The wealth management landscape is constantly changing. Sometimes for the better, sometimes for the worse. Sometimes we can anticipate changes before they happen, and other times they pop up out of the blue.
I talk about change often with financial industry leaders and experts on my popular “Bridging the Gap” podcast. Their insights and experiences are worth sharing.
Take Danny Martin. He’s a partner and wealth manager at Financial Advisors LLC and a recent recipient of Investment News’ 40 Under 40 award. I asked Danny to share his experience with a changing landscape when he left a traditional bank and began working at a new firm with a different approach.
“Through a five-year transition, we basically converted it to an advisory based fee-only firm, changed the name a little bit … so we’ve had to convert the whole mindset of our clients, our town, our founder, our administrative staff, our team, our families; it’s just been a whole different way we are taking the company.
“I wouldn’t have been as nervous about leaving my little safe bank world had I known how great my clients perceived me as an advisor. It was almost like they were waiting on me for something more. I looked at it as, ‘If I leave this bank and they don’t follow me, I don’t know what I’m going to do.’ And it was completely the opposite of that. So, that was something I learned. When we decided to take that leap, it wasn’t as scary as I thought it would be. If you have a gut feeling on anything, it’s probably right; your instinct is probably right, and you should just go for it.”
Then there’s Paul Fenner with Tamma Capital. He recently discussed how it’s important to help clients see the value of advisors, especially amid a changing financial landscape, and how coming to us can be downright frightening for them.

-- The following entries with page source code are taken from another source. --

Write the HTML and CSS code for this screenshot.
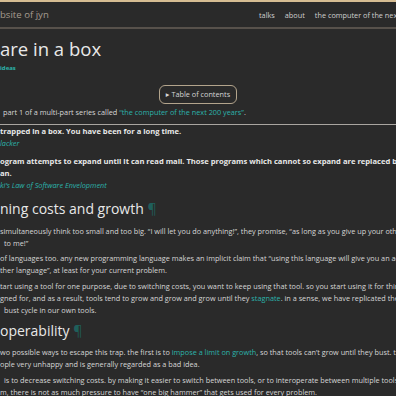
FILE: index.html
```html
<!DOCTYPE html>
<html lang="en">
<head>
    <meta charset="UTF-8">
    <meta name="viewport" content="width=device-width, initial-scale=1.0">
    <title>you are in a box</title>
    <link rel="stylesheet" href="styles.css">
</head>
<body>
    <header class="site-header">
        <a href="#" class="site-title">bsite of jyn</a>
        <nav class="site-nav">
            <a href="#">talks</a>
            <a href="#">about</a>
            <a href="#">the computer of the next 200 years</a>
        </nav>
    </header>

    <main class="post">
        <h1 class="post-title">are in a box</h1>
        <div class="post-tags"><a href="#">ideas</a></div>

        <div class="toc-row">
            <button class="toc-button">&#9656; Table of contents</button>
        </div>

        <p class="series">part 1 of a multi-part series called <a href="#">“the computer of the next 200 years”</a>.</p>

        <hr class="rule">

        <blockquote class="quote">
            <p>trapped in a box. You have been for a long time.</p>
            <cite><a href="#">lacker</a></cite>
        </blockquote>

        <blockquote class="quote">
            <p>ogram attempts to expand until it can read mail. Those programs which cannot so expand are replaced by<br>an.</p>
            <cite><a href="#">ki’s Law of Software Envelopment</a></cite>
        </blockquote>

        <h2 class="section">ning costs and growth <a href="#" class="anchor">¶</a></h2>

        <p>simultaneously think too small and too big. “I will let you do anything!”, they promise, “as long as you give up your other<br><span class="indent">to me!”</span></p>
        <p>of languages too. any new programming language makes an implicit claim that “using this language will give you an advantage<br>ther language”, at least for your current problem.</p>
        <p>tart using a tool for one purpose, due to switching costs, you want to keep using that tool. so you start using it for things<br>gned for, and as a result, tools tend to grow and grow and grow until they <a href="#">stagnate</a>. in a sense, we have replicated the<br><span class="indent">bust cycle in our own tools.</span></p>

        <h2 class="section">operability <a href="#" class="anchor">¶</a></h2>

        <p>wo possible ways to escape this trap. the first is to <a href="#">impose a limit on growth</a>, so that tools can’t grow until they bust. this<br>ople very unhappy and is generally regarded as a bad idea.</p>
        <p><span class="indent">is to decrease switching costs. by making it easier to switch between tools, or to interoperate between multiple tools</span><br>m, there is not as much pressure to have “one big hammer” that gets used for every problem.</p>
    </main>
</body>
</html>
```

FILE: styles.css
```css
:root {
    --background-color: #2a2a2a;
    --text-color: #d6d6d6;
    --heading-color: #e8e8e8;
    --link-color: #2bb3ab;
    --accent-color: #d6bd93;
}

body {
    font-family: 'Open Sans', 'DejaVu Sans', sans-serif;
    font-size: 7.3px;
    line-height: 12px;
    margin: 0;
    padding: 0;
    background-color: var(--background-color);
    color: var(--text-color);
    overflow: hidden;
}

a {
    color: var(--link-color);
    text-decoration: none;
}

.site-header {
    display: flex;
    align-items: center;
    height: 25px;
    border-top: 2px solid var(--accent-color);
    border-bottom: 2px solid #57514b;
    white-space: nowrap;
}

.site-title {
    flex: 0 0 259px;
    color: #a69c90;
    font-size: 9.6px;
}

.site-nav {
    display: flex;
    gap: 10px;
    flex: none;
}

.site-nav a {
    color: #cfcfcf;
}

.post {
    padding-top: 9px;
    white-space: nowrap;
}

.post p {
    margin: 0 0 3.5px;
}

.post-title {
    color: var(--heading-color);
    font-size: 18.5px;
    font-weight: 400;
    line-height: 22px;
    margin: 0;
}

.post-tags {
    margin-top: 3px;
    line-height: 10px;
    font-size: 6px;
    font-weight: 700;
}

.toc-row {
    display: flex;
    justify-content: center;
    margin-top: 12px;
}

.toc-button {
    font-family: inherit;
    font-size: 7.3px;
    line-height: 11px;
    color: #d6d6d6;
    background: transparent;
    border: 1px solid #b3a48c;
    border-radius: 6px;
    padding: 3px 6px;
}

.post .series {
    margin-top: 2px;
    padding-left: 3px;
}

.rule {
    border: 0;
    height: 1px;
    background-color: #a9a5a0;
    margin: 6px 0 0;
}

.quote {
    margin: 0 0 6px;
}

.quote p {
    color: #e8e8e8;
    font-size: 7.6px;
    font-weight: 700;
}

.post .quote p {
    margin: 0;
}

.quote cite {
    display: block;
    font-style: italic;
}

.section {
    color: var(--heading-color);
    font-size: 14px;
    font-weight: 400;
    line-height: 18px;
    margin: 6.3px 0 6.6px;
}

.quote + .section {
    margin-top: 9px;
}

.anchor {
    color: #1f5f5b;
}

.indent {
    padding-left: 4px;
}
```
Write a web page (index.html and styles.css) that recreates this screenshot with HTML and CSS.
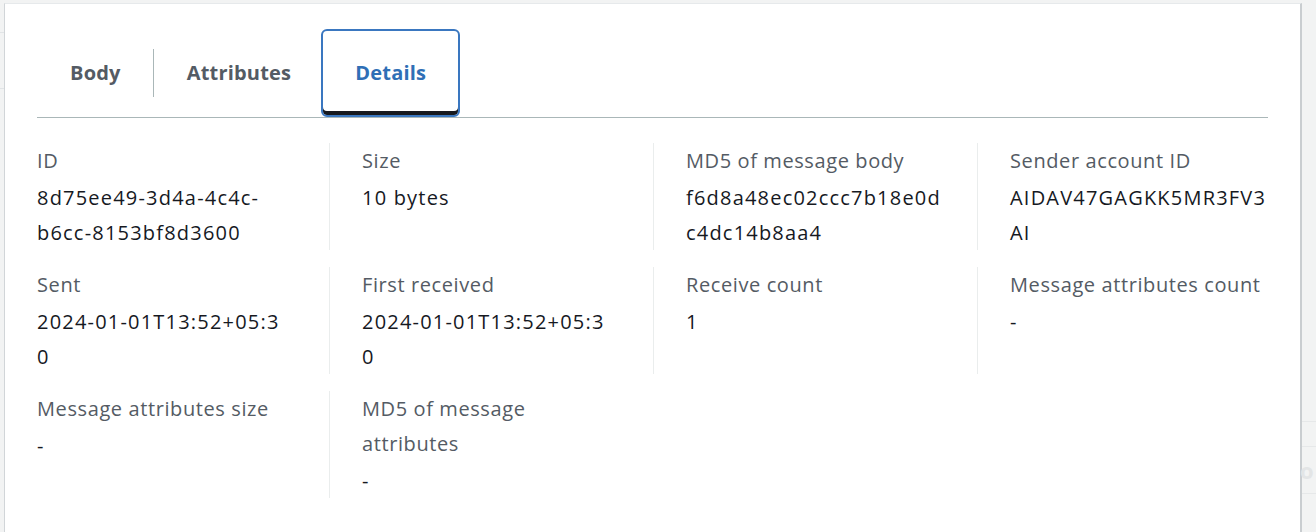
FILE: index.html
```html
<!DOCTYPE html>
<html lang="en">
<head>
<meta charset="utf-8">
<title>Message details</title>
<link rel="stylesheet" href="styles.css">
</head>
<body>
<div class="page">
  <div class="left-strip"></div>
  <div class="panel">
    <div class="tabs">
      <div class="tab">Body</div>
      <span class="tab-sep"></span>
      <div class="tab">Attributes</div>
      <div class="tab tab-active">Details</div>
    </div>
    <div class="kv-grid">
      <div class="kv kv-first">
        <div class="kv-label">ID</div>
        <div class="kv-value">8d75ee49-3d4a-4c4c-<br>b6cc-8153bf8d3600</div>
      </div>
      <div class="kv">
        <div class="kv-label">Size</div>
        <div class="kv-value">10 bytes</div>
      </div>
      <div class="kv">
        <div class="kv-label">MD5 of message body</div>
        <div class="kv-value">f6d8a48ec02ccc7b18e0d<br>c4dc14b8aa4</div>
      </div>
      <div class="kv kv-last">
        <div class="kv-label">Sender account ID</div>
        <div class="kv-value">AIDAV47GAGKK5MR3FV3<br>AI</div>
      </div>

      <div class="kv kv-first">
        <div class="kv-label">Sent</div>
        <div class="kv-value">2024-01-01T13:52+05:3<br>0</div>
      </div>
      <div class="kv">
        <div class="kv-label">First received</div>
        <div class="kv-value">2024-01-01T13:52+05:3<br>0</div>
      </div>
      <div class="kv">
        <div class="kv-label">Receive count</div>
        <div class="kv-value">1</div>
      </div>
      <div class="kv kv-last">
        <div class="kv-label">Message attributes count</div>
        <div class="kv-value">-</div>
      </div>

      <div class="kv kv-first">
        <div class="kv-label">Message attributes size</div>
        <div class="kv-value">-</div>
      </div>
      <div class="kv">
        <div class="kv-label">MD5 of message<br>attributes</div>
        <div class="kv-value">-</div>
      </div>
    </div>
  </div>
  <div class="right-strip">
    <div class="bg-row bg-row-a"></div>
    <div class="bg-row bg-row-b"><span class="bg-text">o</span></div>
    <div class="bg-row bg-row-c"></div>
  </div>
</div>
</body>
</html>
```
FILE: styles.css
```css
* { box-sizing: border-box; }
html, body { margin: 0; padding: 0; }
body {
  background: #f2f3f3;
  font-family: "Open Sans", "Noto Sans", sans-serif;
  width: 1316px;
  height: 532px;
  overflow: hidden;
}
.page {
  display: flex;
  height: 532px;
  border-top: 3px solid #f2f3f3;
}
.left-strip {
  width: 4px;
  flex: none;
  background: linear-gradient(#f2f3f3 0 29px, #e1e4e6 29px 30px, #f2f3f3 30px 85px, #e1e4e6 85px 86px, #f2f3f3 86px);
}
.panel {
  width: 1298px;
  flex: none;
  background: #fff;
  border-left: 1px solid #d1d5d8;
  border-top: 1px solid #e6e9eb;
  border-right: 2px solid #c9cdd0;
  padding: 25px 32px 0 32px;
}
.right-strip {
  flex: 1;
  display: flex;
  flex-direction: column;
  padding-top: 418px;
  background: #f2f3f3;
}
.bg-row { border-top: 1px solid #e6e8e9; }
.bg-row-a { height: 26px; }
.bg-row-b { height: 48px; display: flex; align-items: center; }
.bg-row-c { height: 40px; }
.bg-text { color: #e3e5e6; font-weight: 700; font-size: 22px; margin-left: -2px; }

.tabs {
  display: flex;
  align-items: center;
  border-bottom: 1px solid #aab7b8;
  height: 89px;
}
.tab {
  height: 88px;
  display: flex;
  align-items: center;
  padding: 0 33px 2px;
  font-weight: 700;
  font-size: 20px;
  letter-spacing: 0.2px;
  color: #545b64;
  align-self: flex-start;
}
.tab:first-child { padding-right: 32px; }
.tab-sep {
  width: 1px;
  height: 48px;
  background: #aab7b8;
  flex: none;
}
.tab-active {
  color: #2f6fb6;
  border: 2px solid #3a77c0;
  border-radius: 6px;
  padding: 0 32px 2px;
  margin-left: -3px;
  box-shadow: inset 0 -4px 0 #16191f;
}

.kv-grid {
  display: grid;
  grid-template-columns: 292px 324px 324px 291px;
  row-gap: 17px;
  margin-top: 25px;
}
.kv {
  border-left: 1px solid #eaeded;
  padding: 0 32px 0 32px;
  font-size: 20px;
  line-height: 35px;
  min-width: 0;
}
.kv-first { border-left: none; padding-left: 0; }
.kv-last { padding-right: 0; }
.kv-label { color: #545b64; margin-bottom: 2px; letter-spacing: 0.6px; }
.kv-value { color: #16191f; letter-spacing: 1.2px; white-space: nowrap; }
```
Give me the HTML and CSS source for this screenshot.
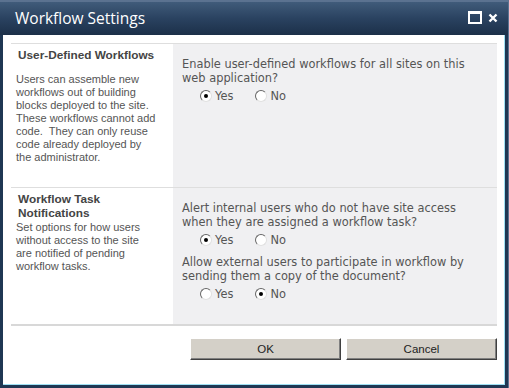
FILE: index.html
```html
<!DOCTYPE html>
<html lang="en">
<head>
    <meta charset="UTF-8">
    <title>Workflow Settings</title>
    <link rel="stylesheet" href="styles.css">
</head>
<body>
    <div class="dialog">
        <div class="title-bar">
            <span class="title-text">Workflow Settings</span>
            <div class="title-buttons">
                <span class="btn-max"></span>
                <svg class="btn-close" width="10" height="10" viewBox="0 0 10 10">
                    <path d="M1.5 1.5 L8.5 8.5 M8.5 1.5 L1.5 8.5" stroke="#fff" stroke-width="2.4"/>
                </svg>
            </div>
        </div>

        <div class="dialog-body">
            <div class="settings">
                <div class="section">
                    <div class="section-info">
                        <h3 class="section-title">User-Defined Workflows</h3>
                        <p class="section-desc first-desc">Users can assemble new<br>workflows out of building<br>blocks deployed to the site.<br>These workflows cannot add<br>code.&nbsp; They can only reuse<br>code already deployed by<br>the administrator.</p>
                    </div>
                    <div class="section-fields section-fields-first">
                        <p class="field-label">Enable user-defined workflows for all sites on this web application?</p>
                        <div class="radio-row">
                            <label class="radio"><span class="radio-dot checked"></span>Yes</label>
                            <label class="radio"><span class="radio-dot"></span>No</label>
                        </div>
                    </div>
                </div>

                <div class="section section-last">
                    <div class="section-info">
                        <h3 class="section-title">Workflow Task<br>Notifications</h3>
                        <p class="section-desc">Set options for how users<br>without access to the site<br>are notified of pending<br>workflow tasks.</p>
                    </div>
                    <div class="section-fields">
                        <p class="field-label">Alert internal users who do not have site access when they are assigned a workflow task?</p>
                        <div class="radio-row">
                            <label class="radio"><span class="radio-dot checked"></span>Yes</label>
                            <label class="radio"><span class="radio-dot"></span>No</label>
                        </div>
                        <p class="field-label">Allow external users to participate in workflow by sending them a copy of the document?</p>
                        <div class="radio-row">
                            <label class="radio"><span class="radio-dot"></span>Yes</label>
                            <label class="radio"><span class="radio-dot checked"></span>No</label>
                        </div>
                    </div>
                </div>
            </div>

            <div class="button-row">
                <button class="dlg-button">OK</button>
                <button class="dlg-button">Cancel</button>
            </div>
        </div>
    </div>
</body>
</html>
```

FILE: styles.css
```css
body {
    margin: 0;
    padding: 2px 1px 0 0;
    background: #5b7290;
    font-family: 'Liberation Sans', Arial, sans-serif;
}

.dialog {
    width: 508px;
    height: 386px;
    box-sizing: border-box;
    display: flex;
    flex-direction: column;
    border: 3px solid #1f3753;
    border-top: none;
    background: #1f3753;
}

.title-bar {
    height: 33px;
    display: flex;
    align-items: center;
    justify-content: space-between;
    padding: 0 10px 0 15px;
    margin: 0 -3px;
    background: linear-gradient(to bottom, #405b7a 0%, #2a4260 50%, #1c3049 100%);
}

.title-text {
    font-family: 'Open Sans', 'Liberation Sans', sans-serif;
    font-size: 15.5px;
    color: #fff;
    margin-top: -1px;
}

.title-buttons {
    display: flex;
    align-items: center;
    gap: 6px;
    margin-top: -2px;
}

.btn-max {
    width: 10px;
    height: 8px;
    border: 2px solid #fff;
    border-top-width: 3px;
}

.dialog-body {
    flex: 1;
    background: #fff;
    border-right: 1px solid #9fe0f3;
    border-bottom: 1px solid #9fe0f3;
    padding: 8px 7px 0 8px;
    display: flex;
    flex-direction: column;
}

.settings {
    border-top: 1px solid #dedede;
}

.section {
    display: flex;
    border-bottom: 1px solid #dedede;
}

.section-last {
    border-bottom: 2px solid #d8d8d8;
}

.section-info {
    width: 162px;
    box-sizing: border-box;
    padding: 4px 4px 0 5px;
}

.section-title {
    margin: 0;
    padding-left: 2px;
    font-size: 11.8px;
    font-weight: 700;
    color: #444;
    line-height: 14px;
    white-space: nowrap;
}

.section-desc {
    margin: 1px 0 0;
    font-size: 11px;
    line-height: 13px;
    color: #555;
    white-space: nowrap;
}

.first-desc {
    margin-top: 11px;
}

.section-fields {
    flex: 1;
    background: #f0f0f2;
    padding: 13px 8px 15px 9px;
    font-family: 'DejaVu Sans', Verdana, sans-serif;
    font-size: 11.4px;
    color: #555;
}

.section-fields-first {
    height: 143px;
    box-sizing: border-box;
}

.field-label {
    margin: 0;
    line-height: 14px;
}

.radio-row {
    display: flex;
    gap: 22px;
    padding: 4px 0 8px 18px;
}

.radio {
    display: flex;
    align-items: center;
    gap: 3px;
    line-height: 14px;
}

.radio-dot {
    width: 10px;
    height: 10px;
    border-radius: 50%;
    border: 1px solid #666;
    border-right-color: #e0e0e0;
    border-bottom-color: #e0e0e0;
    background: #fff;
    position: relative;
}

.radio-dot.checked::after {
    content: "";
    position: absolute;
    left: 3px;
    top: 3px;
    width: 4px;
    height: 4px;
    border-radius: 50%;
    background: #000;
}

.button-row {
    display: flex;
    justify-content: flex-end;
    gap: 5px;
    margin-top: 12px;
}

.dlg-button {
    width: 151px;
    height: 22px;
    background: #d4d0c8;
    border: 1px solid;
    border-color: #fff #404040 #404040 #fff;
    box-shadow: inset -1px -1px 0 #808080;
    font-family: 'Liberation Sans', Arial, sans-serif;
    font-size: 11.5px;
    color: #222;
    padding: 0;
}
```
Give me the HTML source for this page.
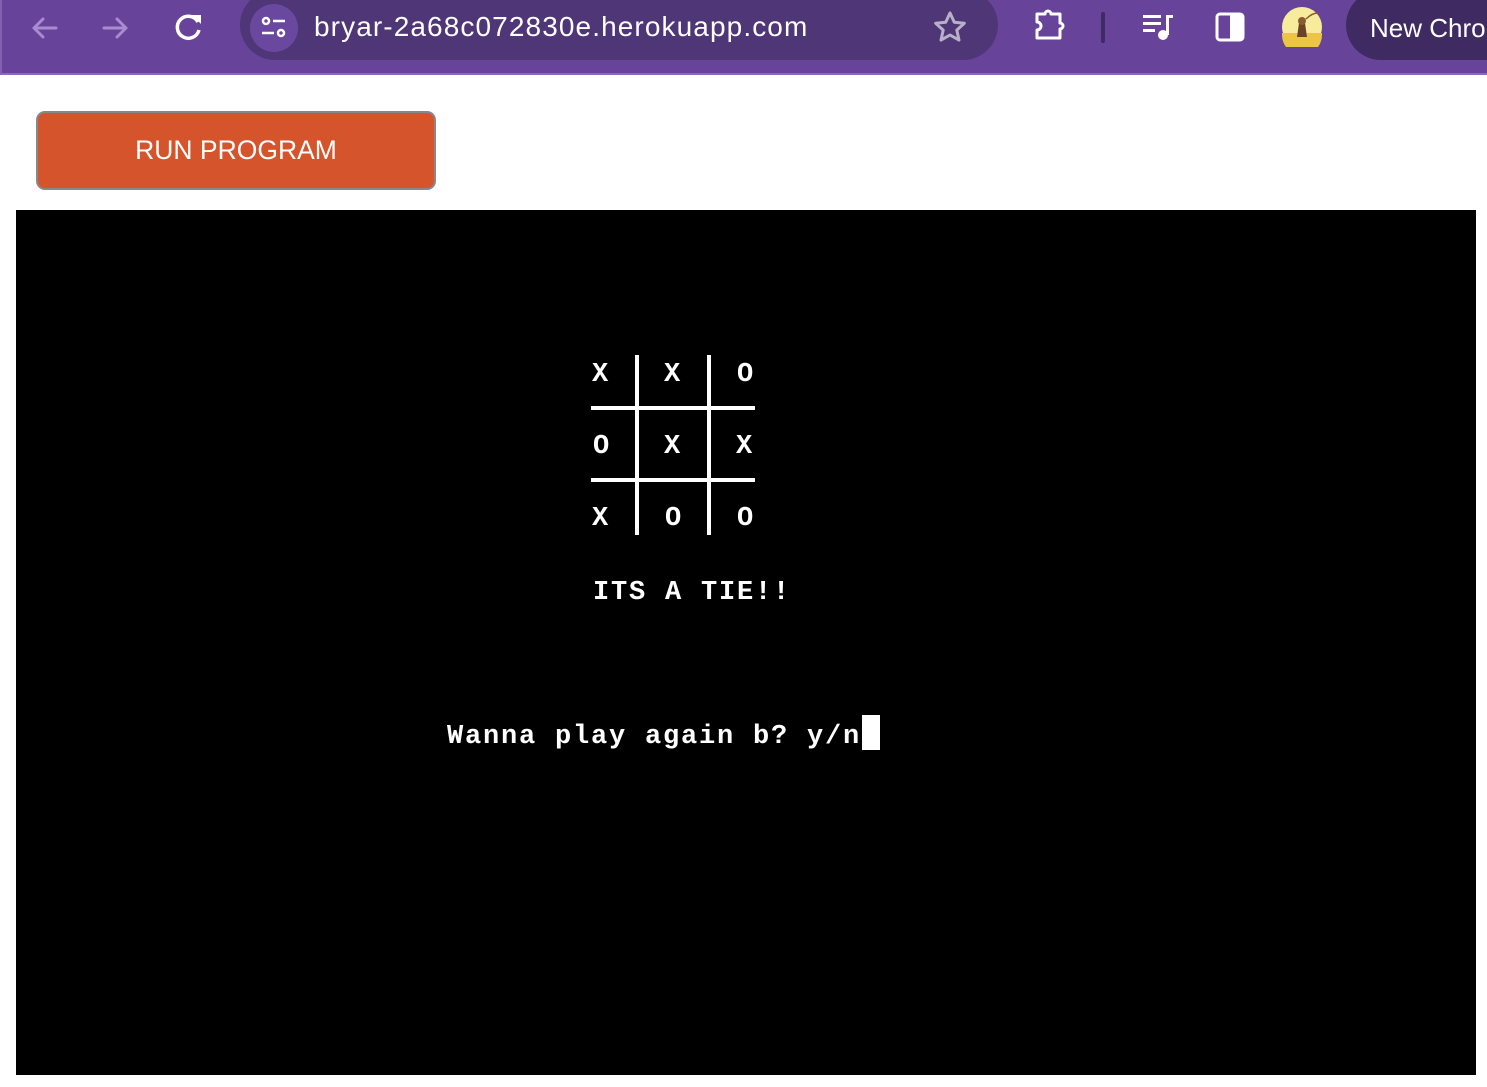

“Three or four years ago, I became real intent on re-educating my current clients and moving forward with newer clients on, ‘This is what I’m about.’ The value I provide is all in the planning … I wish there were a better name to describe what we do. When you say ‘behavioral coaching,’ you get a lot of weird looks. When I first sit down with families, those people are often scared. I am very aware of that and am very empathetic. When I meet with them for the first time, I tell them I’m going to bust many stereotypes. I say, “I don’t know what your vision of a wealth advisor is or what he does, but I can tell you I’m very different from what you probably think. This isn’t a financial transaction. This is about me being an integral part of your family and you being a part of my family.’ I try to get the point across that I can help you most if you let me in.”
Finally, consider Josh Nelson’s perspective. He specializes in handling investment for folks who work in the tech sector and has seen a lot of changes in the financial services landscape.
“One of the most common challenges facing us is having the time to stop, think, and strategize. To take the time not just to do what we do but to ask the right questions and make us think differently. The other side is the challenge of the next generation of advisors coming in. This is an aging industry. The last statistic I saw said the average advisor is 58; although 58 isn’t old, an average of 58 is quite old. We keep hearing there’s a shortage of young people coming into the industry. So, it’s encouraging and finding those people who want to be right people who want to be the next generation of financial planners.
I think more will need to be delivered for the fee. Clients will need to see more value from it, or the people who are only doing investments will have to come down in price. It’s going to get lower and lower unless they can add more value. Whoever adds the most value will get the most business, putting us in a wonderful place.
So, remember these takeaways: Change is a constant in our industry; don’t be afraid of change, and always be ready to seize new opportunities that arise from it.